[What is required]
Restate the full listing word for word and leave the pictures out.

[Supplied data]
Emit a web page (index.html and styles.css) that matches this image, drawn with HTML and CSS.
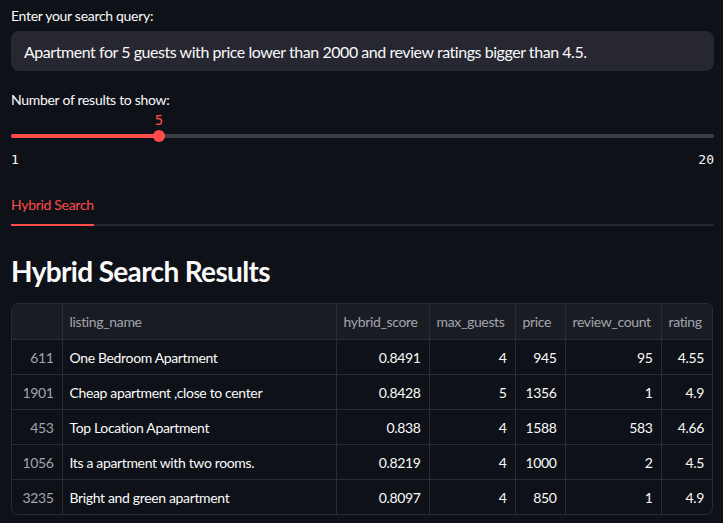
FILE: index.html
```html
<!DOCTYPE html>
<html>
<head>
<meta charset="utf-8">
<link rel="stylesheet" href="styles.css">
</head>
<body>
<main class="app">
  <label class="field-label">Enter your search query:</label>
  <div class="text-input">Apartment for 5 guests with price lower than 2000 and review ratings bigger than 4.5.</div>

  <label class="field-label slider-label">Number of results to show:</label>
  <div class="slider">
    <div class="track">
      <div class="fill" style="width: 21.05%"></div>
      <div class="thumb" style="left: 21.05%"><span class="thumb-value">5</span></div>
    </div>
    <div class="ticks"><span>1</span><span>20</span></div>
  </div>

  <div class="tabs">
    <div class="tab active">Hybrid Search</div>
  </div>

  <h2 class="results-title">Hybrid Search Results</h2>

  <div class="table-wrap">
    <table class="grid">
      <colgroup>
        <col class="c-idx"><col class="c-name"><col class="c-score"><col class="c-guests"><col class="c-price"><col class="c-count"><col class="c-rating">
      </colgroup>
      <thead>
        <tr><th></th><th>listing_name</th><th>hybrid_score</th><th>max_guests</th><th>price</th><th>review_count</th><th>rating</th></tr>
      </thead>
      <tbody>
        <tr><td class="idx">611</td><td>One Bedroom Apartment</td><td class="num">0.8491</td><td class="num">4</td><td class="num">945</td><td class="num">95</td><td class="num">4.55</td></tr>
        <tr><td class="idx">1901</td><td>Cheap apartment ,close to center</td><td class="num">0.8428</td><td class="num">5</td><td class="num">1356</td><td class="num">1</td><td class="num">4.9</td></tr>
        <tr><td class="idx">453</td><td>Top Location Apartment</td><td class="num">0.838</td><td class="num">4</td><td class="num">1588</td><td class="num">583</td><td class="num">4.66</td></tr>
        <tr><td class="idx">1056</td><td>Its a apartment with two rooms.</td><td class="num">0.8219</td><td class="num">4</td><td class="num">1000</td><td class="num">2</td><td class="num">4.5</td></tr>
        <tr><td class="idx">3235</td><td>Bright and green apartment</td><td class="num">0.8097</td><td class="num">4</td><td class="num">850</td><td class="num">1</td><td class="num">4.9</td></tr>
      </tbody>
    </table>
  </div>
</main>
</body>
</html>
```
FILE: styles.css
```css
html, body {
  margin: 0;
  padding: 0;
  background: #0e1117;
}
body {
  font-family: "Lato", "Open Sans", sans-serif;
  color: #fafafa;
  width: 723px;
  height: 523px;
  overflow: hidden;
}
.app {
  padding: 6px 9px 0 11px;
  display: flex;
  flex-direction: column;
}
.field-label {
  display: block;
  font-size: 14px;
  line-height: 20px;
  height: 20px;
  letter-spacing: -0.3px;
  color: #fafafa;
  margin-bottom: 5px;
}
.text-input {
  height: 40px;
  box-sizing: border-box;
  background: #262730;
  border-radius: 8px;
  padding: 0 13px;
  font-size: 16px;
  line-height: 41px;
  letter-spacing: -0.45px;
  color: #fafafa;
  white-space: nowrap;
}
.slider-label {
  margin-top: 19px;
  margin-bottom: 0;
}
.slider {
  padding-top: 24px;
}
.track {
  position: relative;
  height: 4px;
  border-radius: 2px;
  background: #3b3d46;
}
.fill {
  height: 4px;
  border-radius: 2px;
  background: #ff4b4b;
}
.thumb {
  position: absolute;
  top: -4px;
  width: 12px;
  height: 12px;
  margin-left: -6px;
  border-radius: 50%;
  background: #ff4b4b;
}
.thumb-value {
  position: absolute;
  left: 50%;
  bottom: 14px;
  transform: translateX(-50%);
  font-size: 14px;
  line-height: 16px;
  color: #ff4b4b;
  font-family: "DejaVu Sans Mono", monospace;
}
.ticks {
  display: flex;
  justify-content: space-between;
  margin-top: 12px;
  font-family: "DejaVu Sans Mono", "Liberation Mono", monospace;
  font-size: 13px;
  line-height: 20px;
  color: #fafafa;
}
.tabs {
  margin-top: 25px;
  display: flex;
  border-bottom: 2px solid #262730;
}
.tab {
  font-size: 14px;
  line-height: 20px;
  letter-spacing: -0.3px;
  padding-bottom: 9px;
  margin-bottom: -2px;
}
.tab.active {
  color: #ff4b4b;
  border-bottom: 2px solid #ff4b4b;
}
.results-title {
  margin: 27px 0 0;
  font-size: 28px;
  line-height: 36px;
  font-weight: 700;
  letter-spacing: -0.65px;
  color: #fafafa;
}
.table-wrap {
  margin-top: 14px;
  width: 700px;
  border: 1px solid #2b2d35;
  border-radius: 7px;
  overflow: hidden;
}
.grid {
  width: 100%;
  border-collapse: collapse;
  table-layout: fixed;
  font-size: 14px;
  letter-spacing: -0.35px;
}
.c-idx { width: 50px; }
.c-name { width: 274px; }
.c-score { width: 93px; }
.c-guests { width: 86px; }
.c-price { width: 50px; }
.c-count { width: 96px; }
.c-rating { width: 51px; }
.grid th, .grid td {
  border: 1px solid #2b2d35;
  padding: 0 8px 0 7px;
  white-space: nowrap;
  overflow: hidden;
}
.grid tr:first-child th { border-top: none; }
.grid tr th:first-child, .grid tr td:first-child { border-left: none; }
.grid tr th:last-child, .grid tr td:last-child { border-right: none; }
.grid tbody tr:last-child td { border-bottom: none; }
.grid th {
  height: 35px;
  background: #1a1c24;
  color: #a3a5ab;
  font-weight: 400;
  text-align: left;
}
.grid td {
  height: 34px;
  color: #fafafa;
}
.grid td.num, .grid td.idx {
  text-align: right;
}
.grid td.idx {
  color: #a3a5ab;
}
```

[Answer to the task]
Emit a web page (index.html and styles.css) that matches this image, drawn with HTML and CSS.
FILE: index.html
```html
<!DOCTYPE html>
<html>
<head>
<meta charset="utf-8">
<link rel="stylesheet" href="styles.css">
</head>
<body>
<main class="app">
  <label class="field-label">Enter your search query:</label>
  <div class="text-input">Apartment for 5 guests with price lower than 2000 and review ratings bigger than 4.5.</div>

  <label class="field-label slider-label">Number of results to show:</label>
  <div class="slider">
    <div class="track">
      <div class="fill" style="width: 21.05%"></div>
      <div class="thumb" style="left: 21.05%"><span class="thumb-value">5</span></div>
    </div>
    <div class="ticks"><span>1</span><span>20</span></div>
  </div>

  <div class="tabs">
    <div class="tab active">Hybrid Search</div>
  </div>

  <h2 class="results-title">Hybrid Search Results</h2>

  <div class="table-wrap">
    <table class="grid">
      <colgroup>
        <col class="c-idx"><col class="c-name"><col class="c-score"><col class="c-guests"><col class="c-price"><col class="c-count"><col class="c-rating">
      </colgroup>
      <thead>
        <tr><th></th><th>listing_name</th><th>hybrid_score</th><th>max_guests</th><th>price</th><th>review_count</th><th>rating</th></tr>
      </thead>
      <tbody>
        <tr><td class="idx">611</td><td>One Bedroom Apartment</td><td class="num">0.8491</td><td class="num">4</td><td class="num">945</td><td class="num">95</td><td class="num">4.55</td></tr>
        <tr><td class="idx">1901</td><td>Cheap apartment ,close to center</td><td class="num">0.8428</td><td class="num">5</td><td class="num">1356</td><td class="num">1</td><td class="num">4.9</td></tr>
        <tr><td class="idx">453</td><td>Top Location Apartment</td><td class="num">0.838</td><td class="num">4</td><td class="num">1588</td><td class="num">583</td><td class="num">4.66</td></tr>
        <tr><td class="idx">1056</td><td>Its a apartment with two rooms.</td><td class="num">0.8219</td><td class="num">4</td><td class="num">1000</td><td class="num">2</td><td class="num">4.5</td></tr>
        <tr><td class="idx">3235</td><td>Bright and green apartment</td><td class="num">0.8097</td><td class="num">4</td><td class="num">850</td><td class="num">1</td><td class="num">4.9</td></tr>
      </tbody>
    </table>
  </div>
</main>
</body>
</html>
```
FILE: styles.css
```css
html, body {
  margin: 0;
  padding: 0;
  background: #0e1117;
}
body {
  font-family: "Lato", "Open Sans", sans-serif;
  color: #fafafa;
  width: 723px;
  height: 523px;
  overflow: hidden;
}
.app {
  padding: 6px 9px 0 11px;
  display: flex;
  flex-direction: column;
}
.field-label {
  display: block;
  font-size: 14px;
  line-height: 20px;
  height: 20px;
  letter-spacing: -0.3px;
  color: #fafafa;
  margin-bottom: 5px;
}
.text-input {
  height: 40px;
  box-sizing: border-box;
  background: #262730;
  border-radius: 8px;
  padding: 0 13px;
  font-size: 16px;
  line-height: 41px;
  letter-spacing: -0.45px;
  color: #fafafa;
  white-space: nowrap;
}
.slider-label {
  margin-top: 19px;
  margin-bottom: 0;
}
.slider {
  padding-top: 24px;
}
.track {
  position: relative;
  height: 4px;
  border-radius: 2px;
  background: #3b3d46;
}
.fill {
  height: 4px;
  border-radius: 2px;
  background: #ff4b4b;
}
.thumb {
  position: absolute;
  top: -4px;
  width: 12px;
  height: 12px;
  margin-left: -6px;
  border-radius: 50%;
  background: #ff4b4b;
}
.thumb-value {
  position: absolute;
  left: 50%;
  bottom: 14px;
  transform: translateX(-50%);
  font-size: 14px;
  line-height: 16px;
  color: #ff4b4b;
  font-family: "DejaVu Sans Mono", monospace;
}
.ticks {
  display: flex;
  justify-content: space-between;
  margin-top: 12px;
  font-family: "DejaVu Sans Mono", "Liberation Mono", monospace;
  font-size: 13px;
  line-height: 20px;
  color: #fafafa;
}
.tabs {
  margin-top: 25px;
  display: flex;
  border-bottom: 2px solid #262730;
}
.tab {
  font-size: 14px;
  line-height: 20px;
  letter-spacing: -0.3px;
  padding-bottom: 9px;
  margin-bottom: -2px;
}
.tab.active {
  color: #ff4b4b;
  border-bottom: 2px solid #ff4b4b;
}
.results-title {
  margin: 27px 0 0;
  font-size: 28px;
  line-height: 36px;
  font-weight: 700;
  letter-spacing: -0.65px;
  color: #fafafa;
}
.table-wrap {
  margin-top: 14px;
  width: 700px;
  border: 1px solid #2b2d35;
  border-radius: 7px;
  overflow: hidden;
}
.grid {
  width: 100%;
  border-collapse: collapse;
  table-layout: fixed;
  font-size: 14px;
  letter-spacing: -0.35px;
}
.c-idx { width: 50px; }
.c-name { width: 274px; }
.c-score { width: 93px; }
.c-guests { width: 86px; }
.c-price { width: 50px; }
.c-count { width: 96px; }
.c-rating { width: 51px; }
.grid th, .grid td {
  border: 1px solid #2b2d35;
  padding: 0 8px 0 7px;
  white-space: nowrap;
  overflow: hidden;
}
.grid tr:first-child th { border-top: none; }
.grid tr th:first-child, .grid tr td:first-child { border-left: none; }
.grid tr th:last-child, .grid tr td:last-child { border-right: none; }
.grid tbody tr:last-child td { border-bottom: none; }
.grid th {
  height: 35px;
  background: #1a1c24;
  color: #a3a5ab;
  font-weight: 400;
  text-align: left;
}
.grid td {
  height: 34px;
  color: #fafafa;
}
.grid td.num, .grid td.idx {
  text-align: right;
}
.grid td.idx {
  color: #a3a5ab;
}
```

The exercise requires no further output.